I suppose Gulnaz’s daughter – the one conceived as a result of the “adultery by force” – is guilty of “birth by force” and will be sentenced to 12 years in prison as soon as she’s old enough to use the potty by herself.

*By “we” I mean people who try to think about things, not “we in the West” or the like.

Comments

  1. Brian says

    Well, really, it’s the man who owns her, but God is probably taken to be the ultimate victim, with the man whose property has been soiled as the proxy.
    I feel a bit sick having written that….

  2. says

    Speaking of guns…

    Is this what we have been fighting for in Afghanistan for the last decade? FFS, you’d think for a half-trillion dollars we could have LITERALLY bought all the women from their families and plane tickets to their country of choice… with money left over to set them up pretty comfortably.

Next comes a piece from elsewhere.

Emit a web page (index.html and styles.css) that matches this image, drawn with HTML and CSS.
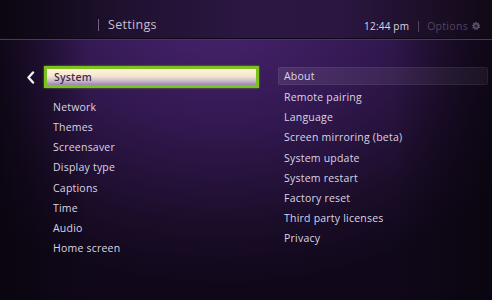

I mean, if we’re going to spend that kind of cash to install puppet governments, you’d think we could actually pull on the strings and get SOMETHING out of it, or else you’d think we could figure out better ways to spend the money.

    And, of course, this is how the government behaves while we’re half-occupying their country. I’m sure they’ll skip the show trials once we’re gone.

  3. says

    Religious morality is pure deonotology, hence it has no built in reality check of, for instance, thinking about the harms and benefits of an action or rule and consequentially (pun intended) opposing punishment of certain victimless crimes.

    The only alternative to a skyhook for justifying the thou shalts and thou shalt nots is some variety of consequentialism.